Learning environments should be created to support schematic learning styles and cognitive structures. Through the use of open-ended resources, loose parts, and a mindful approach, we can empower children to investigate, explore, and be curious at their own pace. The focus is on nurturing confident learners who engage with the world through their heads, hearts, and minds, guided by their unique learning styles.


Types of Schemas

      1. Trajectory: Children captivated by trajectory find joy in the movement—horizontal, vertical, or diagonal. From throwing and dropping objects to observing the path of a rolling ball, their play revolves around the physics of motion. To support this you can provide avenues for throwing, rolling, and catching games, inviting them to explore the thrill of trajectories.
      2. Transporting: The fascination with moving objects from one place to another defines this schema. Children might fill bags, buckets, or boxes, relishing the act of transport. Through empty bags, purses, or wheelbarrows, you can offer platforms for their transporting adventures and support them in their understanding of how things move around them.
      3. Rotation: A love for objects that turn, twist, and spin characterises the rotation schema. Whether it’s spinning in circles or rolling across the floor, these children revel in the dynamics of rotation. To support this, look into providing spinning and rotational resources, and opportunities for safe physical movements. Always be sure to do a risk assessment before introducing new resources into your setting.
      4. Connection: Children with this schema spend time ensuring every piece touches another. This could be loose parts, natural materials, tapes, and strings. Experiment with different natural resources that can be transformed into tools for their exploration into connection.
      5. Enclosure/Containing: Enthralled by the feeling of being surrounded, children embracing this schema fill and empty containers, climb into boxes, and explore enclosed spaces. Large boxes, crates, and baskets can easily become their canvases for imaginative play.
      6. Positioning: Children exhibiting the positioning schema organise and sort items meticulously. Whether it’s arranging resources by size or colour, or balancing objects on furniture, their play is a collection of ordered patterns. This schema can be supported by simply providing children with loose parts and authentic resources to explore.
      7. Enveloping: Wrapped in the joy of enveloping, these children enjoy covering themselves or objects with fabrics, materials, or paper. Floaty scarves, various materials, and ample space for making dens provide avenues for their creativity, try it out!
      8. Orientation: The orientation schema leads children to explore the world from different perspectives—hanging upside down, lying off couches, or viewing things differently. Mirrors, magnifying glasses, and unique viewing tools offer platforms for their explorations. In the nursery, we use mirrors and light to catch the children’s interest and inspire them to explore different perspectives.
      9. Transforming: Children embracing the transforming schema delve into changes, experimenting with alterations in resources. From mixing paint colours to adding ingredients, their play is a canvas of experimentation. Potion stations, mixing stations, and diverse ingredients become their playground. Our personal favourite way to support this schema would be making mud pies! We have a beautiful Forest School with lots of sand and plants that can be used during muddy play.

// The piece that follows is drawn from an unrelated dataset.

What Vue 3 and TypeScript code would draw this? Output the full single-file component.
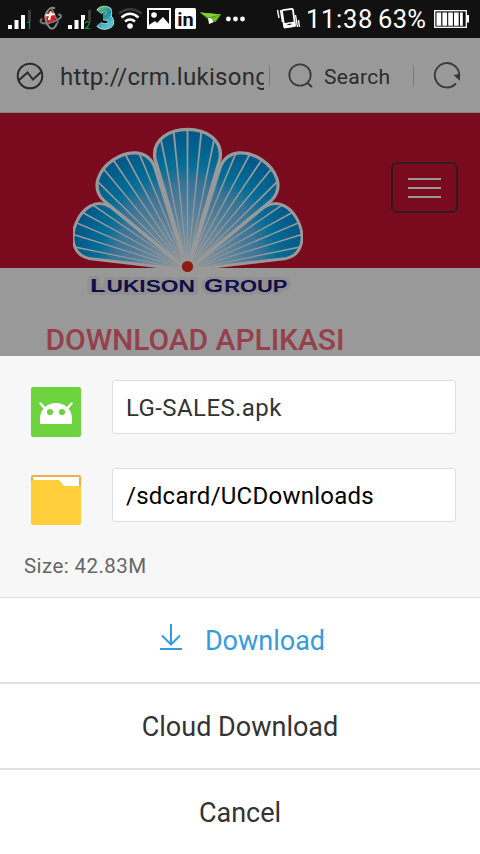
<script setup lang="ts">
interface Petal {
  angle: number
  scale: number
}

const petals: Petal[] = [
  { angle: -67, scale: 0.86 },
  { angle: 67, scale: 0.86 },
  { angle: -34, scale: 0.945 },
  { angle: 34, scale: 0.945 },
  { angle: 0, scale: 1 },
]
const rays: number[] = [-11.5, -5.7, 0, 5.7, 11.5]
const fileName = 'LG-SALES.apk'
const folder = '/sdcard/UCDownloads'
</script>

<template>
  <div class="screen">
    <header class="status">
      <svg class="s-signal" width="24" height="38" viewBox="8 0 24 38">
        <path fill="#fff" d="M8 25h4v4H8zM14.500 20h4v9h-4zM21 15h4v14h-4z" />
        <path fill="#3c3c3c" d="M28 10h3v19h-3z" />
        <path fill="#111" d="M27 21h5v8h-5z" />
        <text x="26.500" y="29" font-size="10" fill="#0fae50">1</text>
      </svg>
      <svg class="s-globe" width="24" height="38" viewBox="39 0 24 38">
        <circle cx="50" cy="17" r="5.800" fill="#e01818" />
        <path d="M58 14.500c3 0 4 1.500 2 3.500-3 3-10 5.500-15 5.500-4 0-6-2-3-5" fill="none" stroke="#777" stroke-width="2" />
        <path d="M55 8.500c-4-2-7 1-9 5-1.500 5 0 11 4 14.500 3 2 6-1 7-5" fill="none" stroke="#888" stroke-width="2" />
        <path d="M51.500 9c2.500 3 3.500 8 7 14" fill="none" stroke="#777" stroke-width="1.600" />
        <path d="M51 11.500l-2 8.500M45.500 15.500l9-1.500" stroke="#fff" stroke-width="2.200" />
      </svg>
      <svg class="s-signal2" width="25" height="38" viewBox="68 0 25 38">
        <path fill="#fff" d="M68 25h4v4h-4zM74.500 20h4v9h-4zM81 15h4v14h-4z" />
        <path fill="#3c3c3c" d="M88 10h3v11h-3z" />
        <path fill="#111" d="M84 20h5v9h-5z" />
        <text x="84.500" y="29" font-size="11" fill="#0fae50">2</text>
      </svg>
      <svg class="s-three" width="20" height="38" viewBox="95 0 20 38">
        <defs>
          <linearGradient id="three" x1="0" y1="0" x2=".5" y2="1">
            <stop offset="0" stop-color="#55b878" /><stop offset=".5" stop-color="#178fa5" /><stop offset="1" stop-color="#58bfd1" />
          </linearGradient>
        </defs>
        <path d="M99 12c3-4 11-4 10 1 0 3-4 4-6 4 4 0 8 1 8 5 0 5-9 6-12 2" fill="none" stroke="#c2e6da" stroke-width="6.500" />
        <path d="M99 12c3-4 11-4 10 1 0 3-4 4-6 4 4 0 8 1 8 5 0 5-9 6-12 2" fill="none" stroke="url(#three)" stroke-width="5" />
      </svg>
      <svg class="s-wifi" width="24" height="38" viewBox="118 0 24 38" fill="none" stroke-width="2.500">
        <path d="M119 13.500Q130 5 141.500 13.500" stroke="#3c3c3c" />
        <path d="M121.500 17.500Q130 10 138.500 17.500M125 21.500Q130 17.500 135 21.500" stroke="#fff" />
        <circle cx="130" cy="26" r="2.800" fill="#fff" />
      </svg>
      <svg class="s-image" width="24" height="38" viewBox="147 0 24 38">
        <rect x="148" y="9" width="22" height="19" fill="#111" stroke="#fff" stroke-width="2" />
        <circle cx="154" cy="15" r="2.800" fill="#fff" />
        <path d="M149 25l6-4 2 2 6-6 6 7v4h-20z" fill="#fff" />
      </svg>
      <svg class="s-in" width="21" height="38" viewBox="175 0 21 38">
        <rect x="175" y="8" width="21" height="21" rx="1.500" fill="#fff" />
        <text x="177.300" y="25.500" font-size="18.500" font-weight="700" textLength="16.500" lengthAdjust="spacingAndGlyphs" fill="#111">in</text>
      </svg>
      <svg class="s-plane" width="22" height="38" viewBox="200 0 22 38">
        <path d="M200 12.500l21 2-5.500 7.500z" fill="#6fbd22" />
        <path d="M200 12.500l8 7 13-5z" fill="#4b9217" />
        <path d="M200 12.500l21 2-13 3z" fill="#84cf30" />
        <path d="M208 18l1 6 5-2-3-4z" fill="#fff" />
      </svg>
      <svg class="s-dots" width="20" height="38" viewBox="226 0 20 38" fill="#fff">
        <circle cx="228.400" cy="19" r="2.400" /><circle cx="235.500" cy="19" r="2.400" /><circle cx="242.500" cy="19" r="2.400" />
      </svg>
      <svg class="s-vibrate" width="25" height="38" viewBox="276 0 25 38">
        <g transform="rotate(-8 288 18)">
          <rect x="283" y="9.500" width="11" height="17.500" rx="1" fill="#111" stroke="#fff" stroke-width="1.800" />
          <path d="M283 22.500h11v5h-11z" fill="#fff" /><path d="M286.500 24.500h4" stroke="#111" />
        </g>
        <path d="M277.500 10l1.500 8M280.500 10l2 12M295.500 15l2 12M298.500 20l1 7" stroke="#fff" stroke-width="1.400" />
      </svg>
      <span class="clock">11:38</span>
      <span class="percent">63%</span>
      <svg class="s-battery" width="36" height="38" viewBox="434 0 36 38">
        <rect x="434.700" y="10.700" width="31.600" height="16.600" fill="none" stroke="#fff" stroke-width="1.300" />
        <path fill="#fff" d="M467 15h2v7.500h-2zM436.500 12.500h4.700v13.200h-4.700zM442.400 12.500h4.700v13.200h-4.700zM448.200 12.500h4.700v13.200h-4.700zM454 12.500h4.700v13.200h-4.700zM460 12.500h2.800v13.200H460z" />
      </svg>
    </header>

    <nav class="address">
      <svg class="site" width="28" height="28" viewBox="0 0 28 28" fill="none" stroke="#2b2b2b" stroke-width="2">
        <circle cx="14" cy="14" r="12.300" />
        <path d="M2.500 18.500L11.500 10.500l5.500 7L25.500 9.500" />
      </svg>
      <span class="url">http://crm.lukisong</span>
      <i class="rule"></i>
      <svg class="lens" width="26" height="26" viewBox="0 0 26 26" fill="none" stroke="#3b3b3b" stroke-width="1.800">
        <circle cx="12" cy="12" r="10.700" /><path d="M19.500 20l4.500 4" stroke-width="2.200" />
      </svg>
      <span class="search">Search</span>
      <i class="rule second"></i>
      <svg class="reload" width="28" height="28" viewBox="0 0 28 28">
        <path d="M23 21.500A12.200 12.200 0 1 1 26.200 14" fill="none" stroke="#3b3b3b" stroke-width="1.900" />
        <path d="M20.500 13l6.500-1v6.800z" fill="#333" />
      </svg>
    </nav>

    <section class="page">
      <div class="banner">
        <svg class="logo" width="230" height="176" viewBox="73 124 230 176">
          <defs>
            <radialGradient id="petal" gradientUnits="userSpaceOnUse" cx="0" cy="0" r="140">
              <stop offset="0" stop-color="#929799" />
              <stop offset=".24" stop-color="#728b9c" />
              <stop offset=".62" stop-color="#397497" />
              <stop offset=".76" stop-color="#006d96" />
              <stop offset="1" stop-color="#005687" />
            </radialGradient>
            <clipPath id="shape">
              <path d="M0 0L-32.500-111C-39-150.500 39-150.500 32.500-111z" />
            </clipPath>
          </defs>
          <g transform="translate(187.500 270)">
            <g v-for="p in petals" :key="p.angle" :transform="`rotate(${p.angle}) scale(${p.scale})`">
              <path d="M0 0L-32.500-111C-39-150.500 39-150.500 32.500-111z" fill="url(#petal)" stroke="#999" stroke-width="3.400" stroke-linejoin="round" />
              <g clip-path="url(#shape)">
                <path v-for="r in rays" :key="r" d="M-.3 0L-1-142H1L.3 0z" fill="#999" :transform="`rotate(${r})`" />
              </g>
            </g>
          </g>
          <circle cx="187.500" cy="266.500" r="8.500" fill="#999" opacity=".7" />
          <circle cx="187.500" cy="266.500" r="5.600" fill="#8c1b12" />
          <g font-weight="700" font-family="'Liberation Sans', sans-serif" fill="#100d49" stroke="#909090" stroke-width="6" paint-order="stroke" stroke-linejoin="round">
            <text x="90" y="292" font-size="19" textLength="105" lengthAdjust="spacingAndGlyphs">L<tspan font-size="16">UKISON</tspan></text>
            <text x="204" y="292" font-size="19" textLength="83.500" lengthAdjust="spacingAndGlyphs">G<tspan font-size="16">ROUP</tspan></text>
          </g>
        </svg>
        <div class="burger"><i></i><i></i><i></i></div>
      </div>
      <h1>DOWNLOAD APLIKASI</h1>
    </section>

    <section class="sheet">
      <div class="row">
        <svg width="50" height="50" viewBox="0 0 50 50">
          <rect width="50" height="50" rx="2" fill="#6dd43f" />
          <path d="M9 37V31a16 15 0 0 1 32 0v6z" fill="#fff" />
          <path d="M9.500 16.500l4 4.500M40.500 16.500l-4 4.500" stroke="#fff" stroke-width="2.500" stroke-linecap="round" />
          <circle cx="19" cy="25" r="3.100" fill="#6dd43f" /><circle cx="31" cy="25" r="3.100" fill="#6dd43f" />
        </svg>
        <div class="field name">{{ fileName }}</div>
      </div>
      <div class="row">
        <svg width="50" height="50" viewBox="0 0 50 50">
          <rect width="50" height="40" rx="2" fill="#f5ad48" />
          <path d="M2 2h46v15H2z" fill="#fff" />
          <path d="M0 7q0-2 2-2h25q2 0 3 2l3 4h17v37q0 2-2 2H2q-2 0-2-2z" fill="#ffcf3b" />
        </svg>
        <div class="field path">{{ folder }}</div>
      </div>
      <p class="size">Size: 42.83M</p>
    </section>

    <button class="action primary">
      <svg width="22" height="26" viewBox="0 0 22 26" fill="none" stroke="#359be0" stroke-width="2">
        <path d="M11 0v20M2 11.500l9 9 9-9M0 25h22" />
      </svg>
      <span class="dl">Download</span>
    </button>
    <button class="action"><span class="cloud">Cloud Download</span></button>
    <button class="action last"><span class="cancel">Cancel</span></button>
  </div>
</template>

<style>
body { margin: 0; background: #fff; }
</style>

<style scoped>
.screen { width: 480px; height: 854px; overflow: hidden; display: flex; flex-direction: column; background: #fff; font-family: Roboto, sans-serif; color: #333; }
svg { display: block; flex: none; }
.status { height: 38px; flex: none; display: flex; background: #111; color: #fff; padding-left: 8px; box-sizing: border-box; }
.s-globe { margin-left: 7px; }
.s-signal2 { margin-left: 5px; }
.s-three { margin-left: 2px; }
.s-wifi { margin-left: 3px; }
.s-image { margin-left: 5px; }
.s-in { margin-left: 4px; }
.s-plane { margin-left: 4px; }
.s-dots { margin-left: 4px; }
.s-vibrate { margin-left: 30px; }
.clock { width: 72px; margin-left: 5px; font-size: 25.500px; line-height: 39px; letter-spacing: .7px; white-space: nowrap; }
.percent { width: 50px; font-size: 25.500px; line-height: 39px; letter-spacing: .3px; white-space: nowrap; }
.s-battery { margin-left: 6px; }

.address { height: 75px; flex: none; box-sizing: border-box; border-bottom: 1px solid #858585; display: flex; align-items: center; padding: 2px 0 0 16px; background: #999; color: #2b2b2b; }
.url { width: 204px; margin-left: 16px; overflow: hidden; white-space: nowrap; font-size: 24px; line-height: 36px; letter-spacing: .3px; padding-top: 2px; }
.rule { width: 1px; height: 21px; background: #7b7b7b; margin: 0 0 2px 5px; }
.lens { margin-left: 18px; }
.search { width: 70px; margin-left: 10px; font-size: 21px; letter-spacing: .3px; padding-top: 1px; }
.second { margin-left: 19px; }
.reload { margin-left: 19px; }

.page { height: 243px; flex: none; overflow: hidden; background: #999; }
.banner { height: 155px; background: #7a0a1e; display: flex; align-items: flex-start; }
.logo { margin: 11px 0 0 73px; }
.burger { width: 67px; height: 51px; box-sizing: border-box; border: 2px solid #2b1d20; border-radius: 6px; margin: 49px 0 0 88px; display: flex; flex-direction: column; align-items: center; justify-content: center; gap: 7px; }
.burger i { width: 33px; height: 2px; background: #999; position: relative; top: 0; }
h1 { margin: 54px 0 0 45.500px; font-size: 30px; line-height: 35px; font-weight: 500; letter-spacing: -.05px; color: #963f4d; white-space: nowrap; }

.sheet { height: 242px; flex: none; box-sizing: border-box; border-bottom: 1px solid #dedede; background: #f7f7f7; padding: 24px 24px 0 31px; display: flex; flex-direction: column; }
.row { display: flex; height: 54px; margin-bottom: 34px; gap: 31px; }
.row svg { margin-top: 7px; }
.field { flex: 1; box-sizing: border-box; border: 1px solid #dedede; border-radius: 3px; background: #fff; padding-left: 13px; font-size: 24px; line-height: 54px; white-space: nowrap; }
.name { letter-spacing: .4px; }
.path { color: #000; letter-spacing: .25px; }
.size { margin: -4px 0 0 -7px; font-size: 20.500px; line-height: 28px; letter-spacing: .42px; color: #666; }

.action { height: 86px; flex: none; box-sizing: border-box; width: 100%; border: 0; border-bottom: 2px solid #e0e0e0; background: #fff; padding: 0; margin: 0; display: flex; align-items: center; justify-content: center; font: 27px/36px Roboto, sans-serif; color: #333; }
.action span { padding-top: 2px; white-space: nowrap; }
.primary { color: #359be0; gap: 23px; padding-left: 5px; }
.primary svg { margin-bottom: 6px; }
.last { height: 84px; border-bottom: 0; }
</style>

    Understanding and Celebrating Schematic Learning

    As practitioners, we recognise the significance of schematic learning styles in each child’s unique journey. We should always aim to take a mindful approach and celebrate their patterns of behaviour, as well as provide provocations that fuel their curiosity and pique their interests. By allowing children to take charge of their learning style, we witness high levels of engagement, well-being, and the blossoming of effective learning characteristics.